» **Directions for this task**: Reproduce the lines of the material exactly, excluding every image.

------------------------

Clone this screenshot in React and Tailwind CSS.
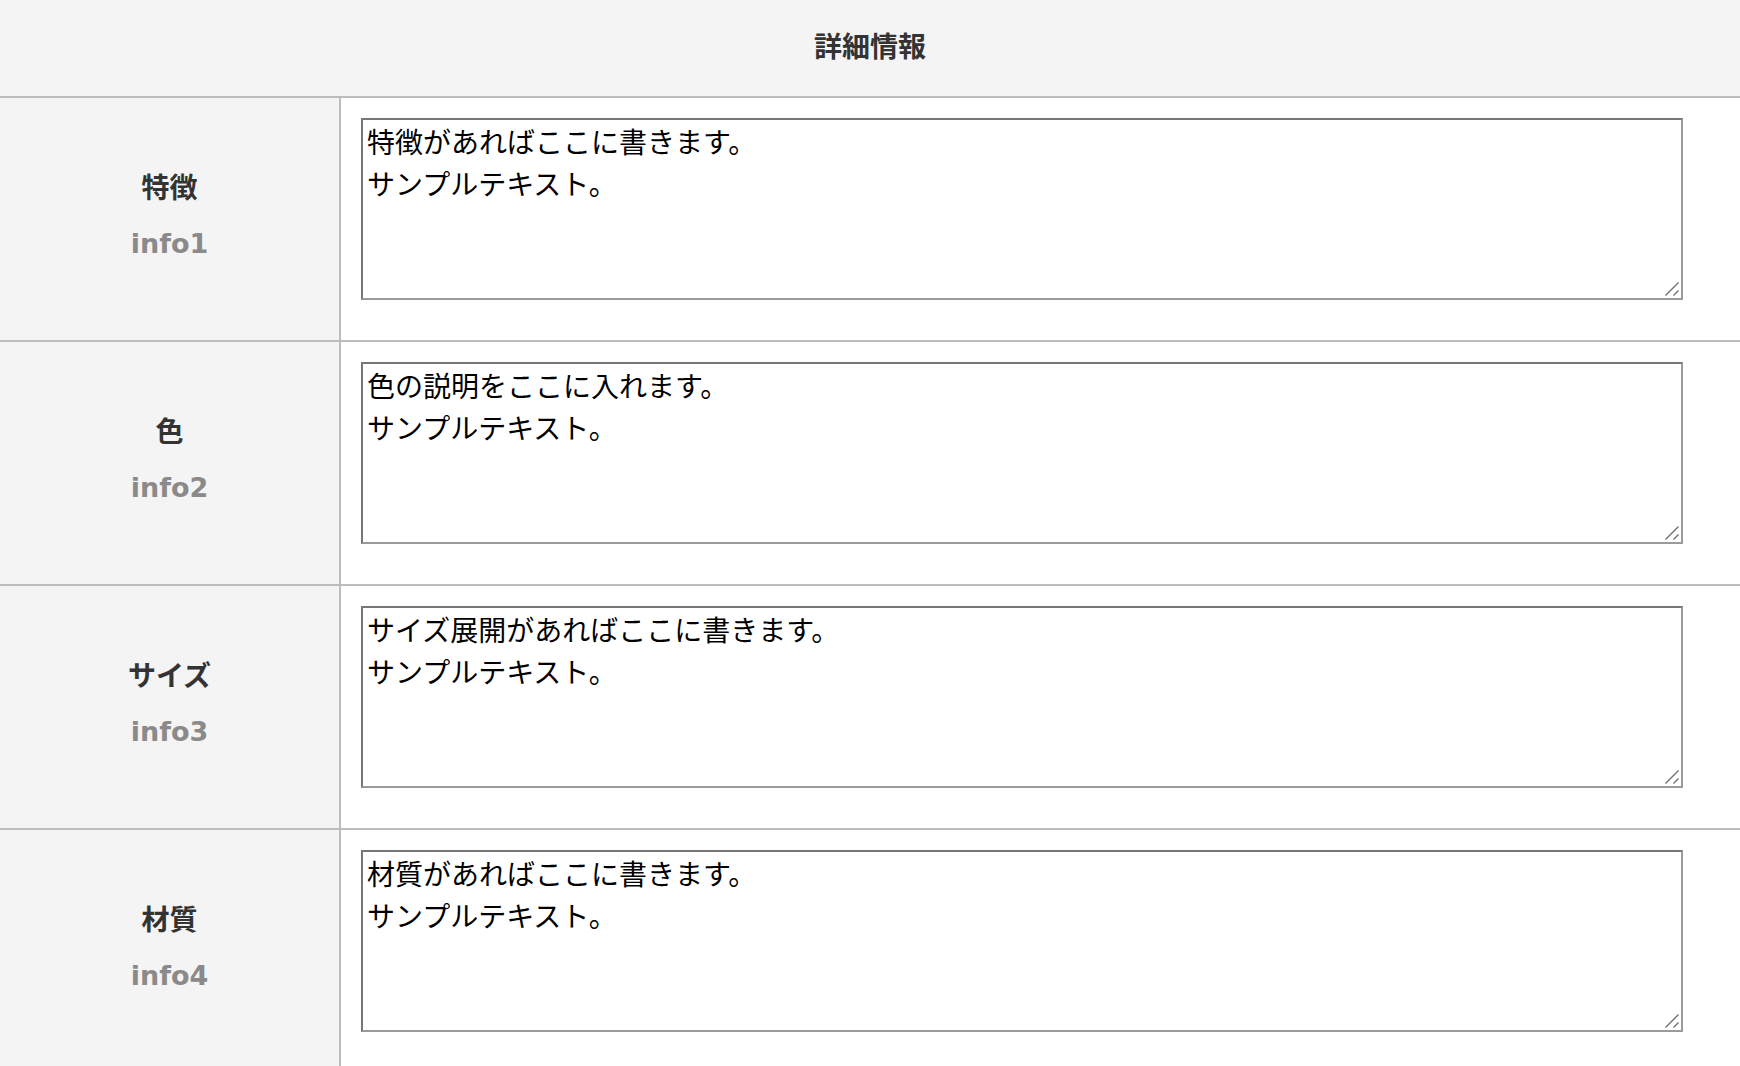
import React from "react";

const rows = [
  { label: "特徴", key: "info1", text: "特徴があればここに書きます。\nサンプルテキスト。" },
  { label: "色", key: "info2", text: "色の説明をここに入れます。\nサンプルテキスト。" },
  { label: "サイズ", key: "info3", text: "サイズ展開があればここに書きます。\nサンプルテキスト。" },
  { label: "材質", key: "info4", text: "材質があればここに書きます。\nサンプルテキスト。" },
];

const jp = { fontFamily: '"Noto Sans CJK JP", "Noto Sans", sans-serif' };

function Row({ row }) {
  return (
    <div className="flex border-b-2 border-[#bcbcbc]">
      <div className="w-[339px] shrink-0 bg-[#f4f4f4] flex flex-col items-center justify-center gap-[18px] pb-2 h-[242px]">
        <div className="text-[28px] font-bold leading-[40px] text-[#333]">{row.label}</div>
        <div
          className="text-[27px] font-bold leading-[40px] text-[#8a8a8a]"
          style={{ fontFamily: '"DejaVu Sans", sans-serif' }}
        >
          {row.key}
        </div>
      </div>
      <div className="w-[2px] shrink-0 bg-[#bcbcbc]" />
      <div className="flex-1 bg-white pt-5 pl-5">
        <div className="relative w-[1322px] h-[182px]">
          <textarea
            readOnly
            defaultValue={row.text}
            className="w-full h-full resize-none border-2 border-t-[#767676] border-l-[#767676] border-r-[#9a9a9a] border-b-[#9a9a9a] bg-white px-[4px] py-0 text-[28px] leading-[42px] text-black outline-none"
            style={jp}
          />
          <svg className="absolute right-[3px] bottom-[3px]" width="16" height="16" viewBox="0 0 16 16">
            <line x1="1.5" y1="14.5" x2="14.5" y2="1.5" stroke="#6b6b6b" strokeWidth="1.3" />
            <line x1="9.5" y1="14.5" x2="14.5" y2="9.5" stroke="#6b6b6b" strokeWidth="1.3" />
          </svg>
        </div>
      </div>
    </div>
  );
}

export default function App() {
  return (
    <div className="w-[1740px] bg-white" style={jp}>
      <div className="h-[98px] bg-[#f4f4f4] flex items-center justify-center pb-1.5 border-b-2 border-[#bcbcbc]">
        <h1 className="text-[28px] font-bold text-[#333] leading-none">詳細情報</h1>
      </div>
      {rows.map((r) => (
        <Row key={r.key} row={r} />
      ))}
    </div>
  );
}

------------------------

» **Complete response**:
Clone this screenshot in React and Tailwind CSS.
import React from "react";

const rows = [
  { label: "特徴", key: "info1", text: "特徴があればここに書きます。\nサンプルテキスト。" },
  { label: "色", key: "info2", text: "色の説明をここに入れます。\nサンプルテキスト。" },
  { label: "サイズ", key: "info3", text: "サイズ展開があればここに書きます。\nサンプルテキスト。" },
  { label: "材質", key: "info4", text: "材質があればここに書きます。\nサンプルテキスト。" },
];

const jp = { fontFamily: '"Noto Sans CJK JP", "Noto Sans", sans-serif' };

function Row({ row }) {
  return (
    <div className="flex border-b-2 border-[#bcbcbc]">
      <div className="w-[339px] shrink-0 bg-[#f4f4f4] flex flex-col items-center justify-center gap-[18px] pb-2 h-[242px]">
        <div className="text-[28px] font-bold leading-[40px] text-[#333]">{row.label}</div>
        <div
          className="text-[27px] font-bold leading-[40px] text-[#8a8a8a]"
          style={{ fontFamily: '"DejaVu Sans", sans-serif' }}
        >
          {row.key}
        </div>
      </div>
      <div className="w-[2px] shrink-0 bg-[#bcbcbc]" />
      <div className="flex-1 bg-white pt-5 pl-5">
        <div className="relative w-[1322px] h-[182px]">
          <textarea
            readOnly
            defaultValue={row.text}
            className="w-full h-full resize-none border-2 border-t-[#767676] border-l-[#767676] border-r-[#9a9a9a] border-b-[#9a9a9a] bg-white px-[4px] py-0 text-[28px] leading-[42px] text-black outline-none"
            style={jp}
          />
          <svg className="absolute right-[3px] bottom-[3px]" width="16" height="16" viewBox="0 0 16 16">
            <line x1="1.5" y1="14.5" x2="14.5" y2="1.5" stroke="#6b6b6b" strokeWidth="1.3" />
            <line x1="9.5" y1="14.5" x2="14.5" y2="9.5" stroke="#6b6b6b" strokeWidth="1.3" />
          </svg>
        </div>
      </div>
    </div>
  );
}

export default function App() {
  return (
    <div className="w-[1740px] bg-white" style={jp}>
      <div className="h-[98px] bg-[#f4f4f4] flex items-center justify-center pb-1.5 border-b-2 border-[#bcbcbc]">
        <h1 className="text-[28px] font-bold text-[#333] leading-none">詳細情報</h1>
      </div>
      {rows.map((r) => (
        <Row key={r.key} row={r} />
      ))}
    </div>
  );
}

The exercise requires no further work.